Der Senat hat diese Mehreinnahmen zugegeben, weil SOAL, ein alternativer Wohlfahrtsverband, seine Einrichtungen durchgezählt und festgestellt hat, wieviel Mehreinnahmen dabei herauskommen. Das hat der SOAL auf ganz Hamburg hochgerechnet und ist auf eine Summe von 18 Millionen DM an Mehreinnahmen gekommen. Der Senat hat gesagt, daß das nicht stimme, sondern nur eine Summe von 16 Millionen DM zustande komme. Also waren die Zählungen bei den Einrichtungen des SOAL hochrechenbar. Der SOAL hat ebenso Eltern befragt, die ihre Kinder wegen der neuen Elternbeiträge aus der Tagesbetreuung abgemeldet haben, weil die neuen Beiträge zu hoch sind. Wenn das wiederum auf Hamburg hochgerechnet wird, wurden aufgrund der neuen Elternbeiträge 2000 Kindergartenkinder abgemeldet.

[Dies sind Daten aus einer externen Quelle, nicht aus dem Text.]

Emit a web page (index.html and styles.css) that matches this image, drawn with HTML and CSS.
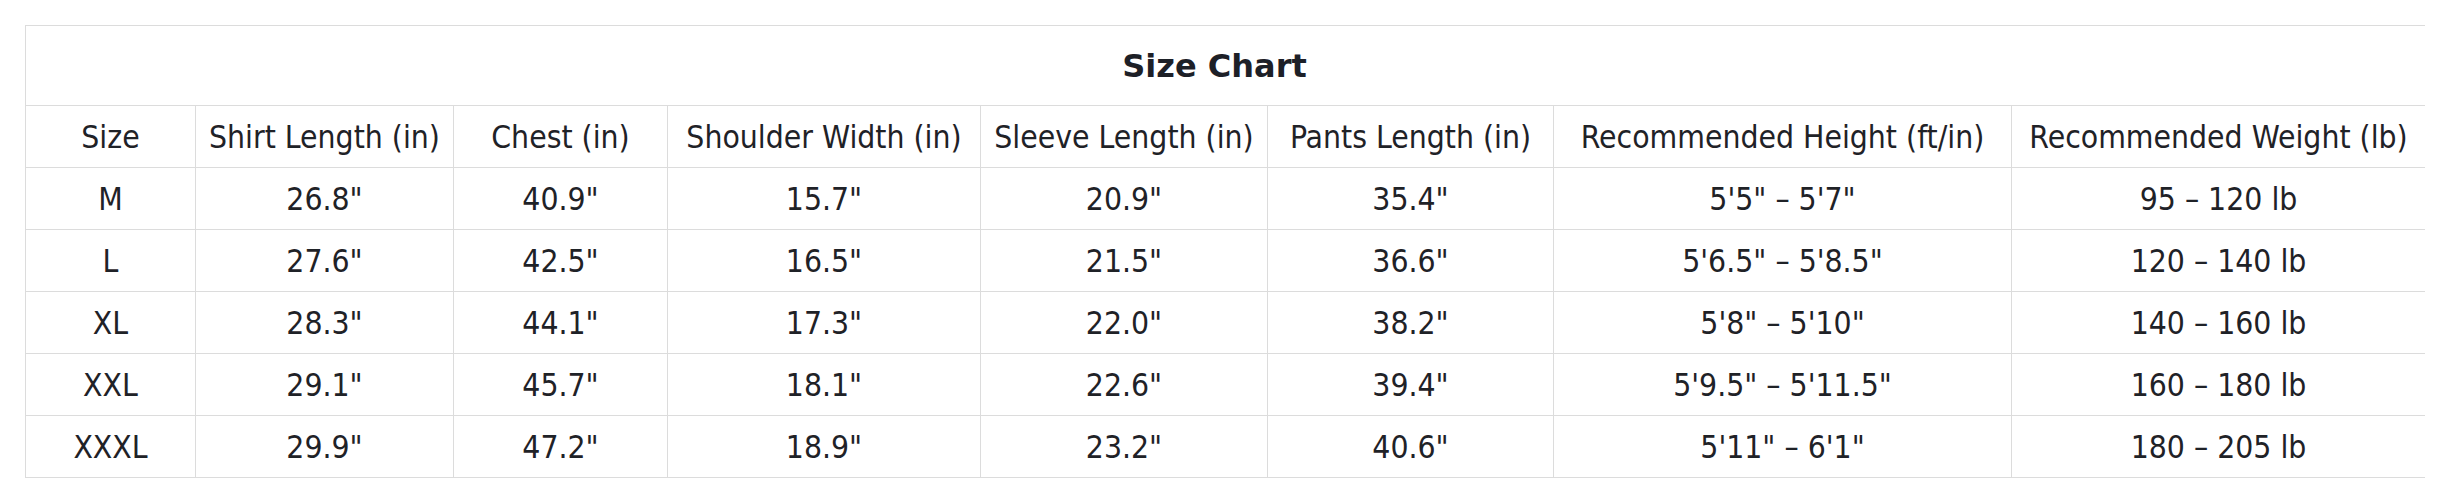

(Sonja Deuter GAL: Das stimmt nicht!)

Widerlegen Sie das.

Der Senat hat Mehreinnahmen von 16 Millionen DM bestätigt, bei den 2000 abgemeldeten Kindergartenkindern müssen Sie das auch noch tun. Ich möchte Sie fragen: Für wen wollen Sie neue Plätze schaffen? Eine Aufgabe der Sozialdemokratinnen und Sozialdemokraten und vielleicht auch der Grünen wäre es doch, dafür zu sorgen, daß die Kinder, die von ihren Eltern aus Geldgründen abgemeldet wurden,

(Holger Kahlbohm SPD: Sagen sie doch mal, wo leere Plätze sind!)

wieder die Möglichkeit haben, in ihre Betreuung zurückzukehren.

Dieser Zwischenruf, Herr Kahlbohm, erfreut mich besonders. Die SPD, die GAL und auch der Senat haben hier immer wieder gepredigt, daß sie die Kita Card nur dann einführen wollen, wenn es ein Überangebot an Plätzen gibt. Das haben Sie uns immer erzählt. Nun sitzen Sie in der ersten Reihe und fragen mich, wo die leeren Plätze seien. Es ist wirklich interessant, wie schnell Sie Ihr Fähnlein wenden.

(Beifall bei REGENBOGEN – für eine neue Linke – Holger Kahlbohm SPD: Haben wir nicht gesagt, ist doch Unsinn, was Sie sagen!)

Wir können das einmal nachlesen. Ich gebe Ihnen sofort recht, daß es Unsinn ist, was in sämtlichen Drucksachen stand. Aber es war immer rotgrüne Politik. Die Kita-Politik in dieser Stadt muß sich schnell und grundlegend ändern; es darf so nicht weitergemacht werden. Sie haben jetzt die Chance, den ersten Schritt zu machen, indem Sie die Ungerechtigkeiten bei den Elternbeiträgen zurücknehmen.